▶ **Written problem**: Repeat every entry word for word, but leave the images out of your copy.

----------

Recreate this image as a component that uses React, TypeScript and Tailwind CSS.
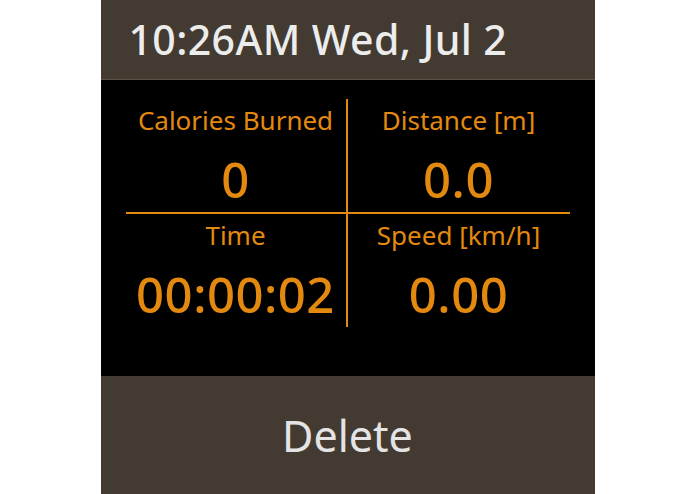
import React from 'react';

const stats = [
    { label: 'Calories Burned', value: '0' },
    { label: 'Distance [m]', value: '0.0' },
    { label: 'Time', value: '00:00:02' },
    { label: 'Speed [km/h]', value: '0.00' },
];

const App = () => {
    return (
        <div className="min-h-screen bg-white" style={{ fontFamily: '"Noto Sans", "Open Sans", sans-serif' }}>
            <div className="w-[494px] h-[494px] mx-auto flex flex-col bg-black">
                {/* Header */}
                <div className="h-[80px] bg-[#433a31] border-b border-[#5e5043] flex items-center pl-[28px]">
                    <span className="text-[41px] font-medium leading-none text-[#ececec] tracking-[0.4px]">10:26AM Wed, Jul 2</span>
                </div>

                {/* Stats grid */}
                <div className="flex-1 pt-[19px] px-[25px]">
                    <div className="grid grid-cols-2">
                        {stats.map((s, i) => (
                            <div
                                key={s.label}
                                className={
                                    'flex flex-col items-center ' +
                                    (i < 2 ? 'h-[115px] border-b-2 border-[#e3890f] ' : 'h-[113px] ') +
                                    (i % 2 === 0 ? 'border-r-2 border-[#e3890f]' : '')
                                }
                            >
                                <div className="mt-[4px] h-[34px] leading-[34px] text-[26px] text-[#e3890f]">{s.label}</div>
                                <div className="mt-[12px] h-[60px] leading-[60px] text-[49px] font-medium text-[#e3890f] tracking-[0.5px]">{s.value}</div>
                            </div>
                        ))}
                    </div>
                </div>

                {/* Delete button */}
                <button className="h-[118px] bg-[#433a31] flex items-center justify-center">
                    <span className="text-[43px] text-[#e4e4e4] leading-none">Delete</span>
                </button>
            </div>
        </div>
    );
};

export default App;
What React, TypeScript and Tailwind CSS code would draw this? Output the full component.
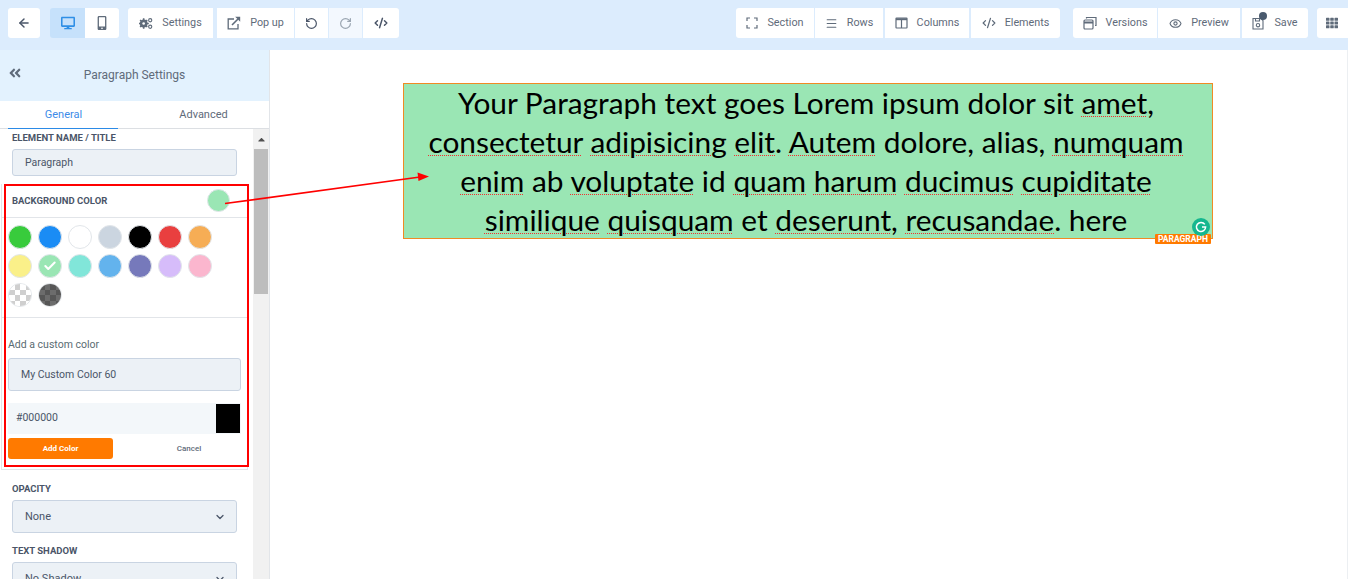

----------

▶ **Solution to this exercise**:
Recreate this image as a component that uses React, TypeScript and Tailwind CSS.
import React from 'react';

const stats = [
    { label: 'Calories Burned', value: '0' },
    { label: 'Distance [m]', value: '0.0' },
    { label: 'Time', value: '00:00:02' },
    { label: 'Speed [km/h]', value: '0.00' },
];

const App = () => {
    return (
        <div className="min-h-screen bg-white" style={{ fontFamily: '"Noto Sans", "Open Sans", sans-serif' }}>
            <div className="w-[494px] h-[494px] mx-auto flex flex-col bg-black">
                {/* Header */}
                <div className="h-[80px] bg-[#433a31] border-b border-[#5e5043] flex items-center pl-[28px]">
                    <span className="text-[41px] font-medium leading-none text-[#ececec] tracking-[0.4px]">10:26AM Wed, Jul 2</span>
                </div>

                {/* Stats grid */}
                <div className="flex-1 pt-[19px] px-[25px]">
                    <div className="grid grid-cols-2">
                        {stats.map((s, i) => (
                            <div
                                key={s.label}
                                className={
                                    'flex flex-col items-center ' +
                                    (i < 2 ? 'h-[115px] border-b-2 border-[#e3890f] ' : 'h-[113px] ') +
                                    (i % 2 === 0 ? 'border-r-2 border-[#e3890f]' : '')
                                }
                            >
                                <div className="mt-[4px] h-[34px] leading-[34px] text-[26px] text-[#e3890f]">{s.label}</div>
                                <div className="mt-[12px] h-[60px] leading-[60px] text-[49px] font-medium text-[#e3890f] tracking-[0.5px]">{s.value}</div>
                            </div>
                        ))}
                    </div>
                </div>

                {/* Delete button */}
                <button className="h-[118px] bg-[#433a31] flex items-center justify-center">
                    <span className="text-[43px] text-[#e4e4e4] leading-none">Delete</span>
                </button>
            </div>
        </div>
    );
};

export default App;
What React, TypeScript and Tailwind CSS code would draw this? Output the full component.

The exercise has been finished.